In some other Pacific boxes in Fig. 8 (most of 180°–120°W, 30°–10°S and 10°–20°N), the WWLLN peaks often occur between 1600 and 1800 LST, contrary to the general tendency for oceanic peaks to occur between the midnight and the early morning. LIS lightning peak follows this general tendency, for bins where LIS peak times are identified. The cause of discrepancy is unknown. Previous studies have suggested that diurnal cycles of WWLLN can be biased due to stronger attenuation of VLF in daytime than in nighttime (Pessi et al. 2009; Abarca et al. 2010). On the other hand, LIS may suffer from noise in daytime associated with bright background sunlight (Boccippio et al. 2002). Further studies are needed to clarify the reasons for the discrepancy.

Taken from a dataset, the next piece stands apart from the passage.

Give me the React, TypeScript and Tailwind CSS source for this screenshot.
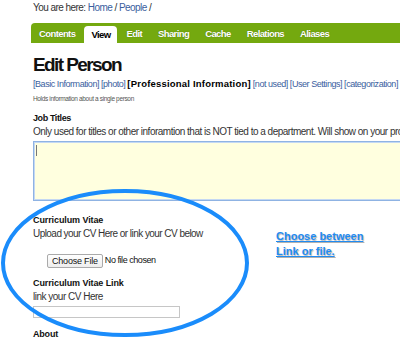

The diurnal precipitation phases exhibit meridional phase changes (Figs. 1d and 2d) without similar phase distribution in lightning (Figs. 4d and 5d). Thus, we examine the meridional phase variations of precipitation more closely. Figure 10 shows the zonally averaged reconstruction of the diurnal first harmonic component for the TRMM3G68 rain rate in the Indian and Pacific Oceans, normalized by the amplitudes at each latitude in the respective basins. Off-equatorward phase increases, starting from the equator as shown by the propagation of the locations of maxima, are commonly found in both basins. Near the equator, the diurnal component reaches its maximum at about 0200 LST in the Indian Ocean and between 0100 and 0200 LST in the Pacific Ocean. The maxima occur in later hours, around 10°S in the Indian Ocean at about 0500 LST, and around 10°S and 7°N in the Pacific Oceans between 0600 and 0700 LST. The off-equatorward phase propagation is also confirmed by an analysis of GSMaP (not shown).

Fig. 10.

(a),(b) Zonally averaged and normalized diurnal component reconstructions and (c),(d) zonally averaged time mean rain rate for the (a),(c) Indian Ocean 60°–90°E and (b),(d) Pacific Ocean 170°E−120°W.

Fig. 10.

(a),(b) Zonally averaged and normalized diurnal component reconstructions and (c),(d) zonally averaged time mean rain rate for the (a),(c) Indian Ocean 60°–90°E and (b),(d) Pacific Ocean 170°E−120°W.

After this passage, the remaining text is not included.